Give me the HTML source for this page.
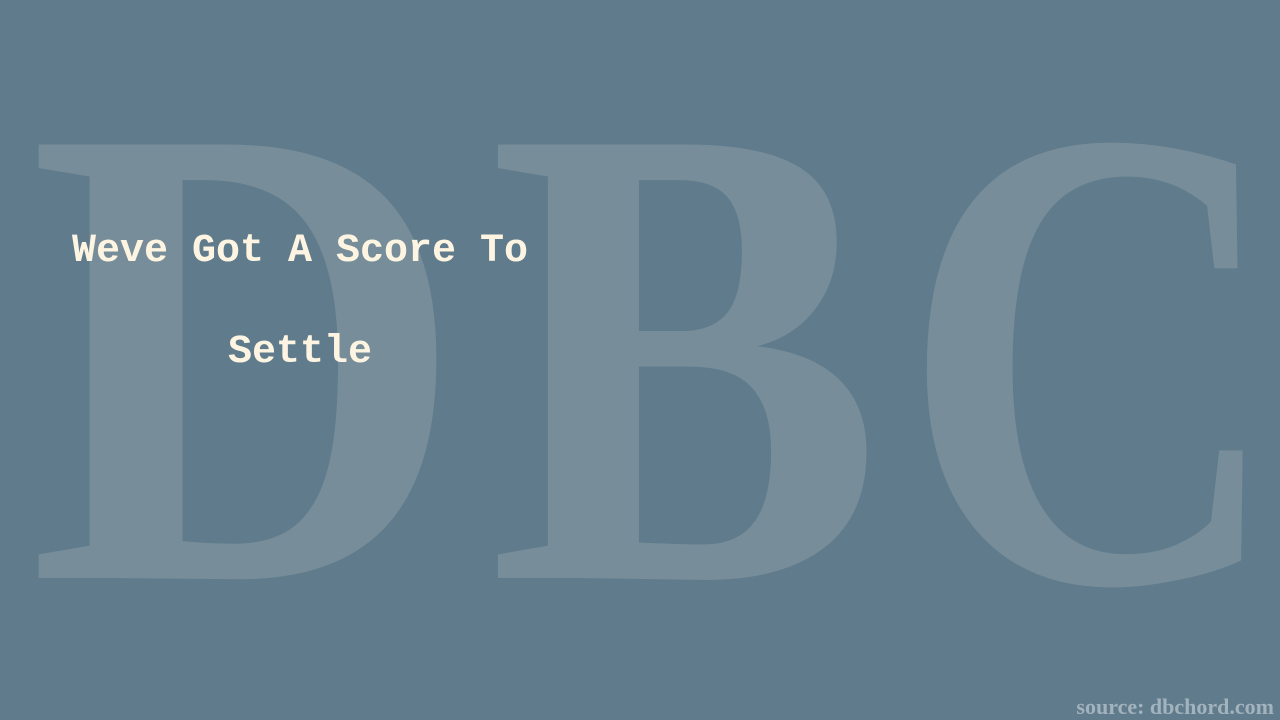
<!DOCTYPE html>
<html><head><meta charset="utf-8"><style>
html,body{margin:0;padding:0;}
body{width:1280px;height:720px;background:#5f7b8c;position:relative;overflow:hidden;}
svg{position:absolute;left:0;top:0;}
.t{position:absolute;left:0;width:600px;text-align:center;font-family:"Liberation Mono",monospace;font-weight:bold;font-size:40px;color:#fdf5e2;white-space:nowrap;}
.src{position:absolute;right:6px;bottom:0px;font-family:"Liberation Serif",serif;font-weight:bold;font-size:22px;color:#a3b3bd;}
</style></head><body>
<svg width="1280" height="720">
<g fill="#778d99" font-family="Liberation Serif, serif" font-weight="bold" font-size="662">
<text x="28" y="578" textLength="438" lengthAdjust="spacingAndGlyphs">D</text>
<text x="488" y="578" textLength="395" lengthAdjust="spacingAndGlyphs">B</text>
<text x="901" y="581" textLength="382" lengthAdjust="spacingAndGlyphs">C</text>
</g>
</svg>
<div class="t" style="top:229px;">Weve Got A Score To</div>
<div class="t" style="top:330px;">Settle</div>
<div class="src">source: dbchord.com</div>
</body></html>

*-*-*

EXERCISE GOAL >>
Reproduce each line word for word and drop the pictures.

RIGHT ANSWER >>
Give me the HTML source for this page.
<!DOCTYPE html>
<html><head><meta charset="utf-8"><style>
html,body{margin:0;padding:0;}
body{width:1280px;height:720px;background:#5f7b8c;position:relative;overflow:hidden;}
svg{position:absolute;left:0;top:0;}
.t{position:absolute;left:0;width:600px;text-align:center;font-family:"Liberation Mono",monospace;font-weight:bold;font-size:40px;color:#fdf5e2;white-space:nowrap;}
.src{position:absolute;right:6px;bottom:0px;font-family:"Liberation Serif",serif;font-weight:bold;font-size:22px;color:#a3b3bd;}
</style></head><body>
<svg width="1280" height="720">
<g fill="#778d99" font-family="Liberation Serif, serif" font-weight="bold" font-size="662">
<text x="28" y="578" textLength="438" lengthAdjust="spacingAndGlyphs">D</text>
<text x="488" y="578" textLength="395" lengthAdjust="spacingAndGlyphs">B</text>
<text x="901" y="581" textLength="382" lengthAdjust="spacingAndGlyphs">C</text>
</g>
</svg>
<div class="t" style="top:229px;">Weve Got A Score To</div>
<div class="t" style="top:330px;">Settle</div>
<div class="src">source: dbchord.com</div>
</body></html>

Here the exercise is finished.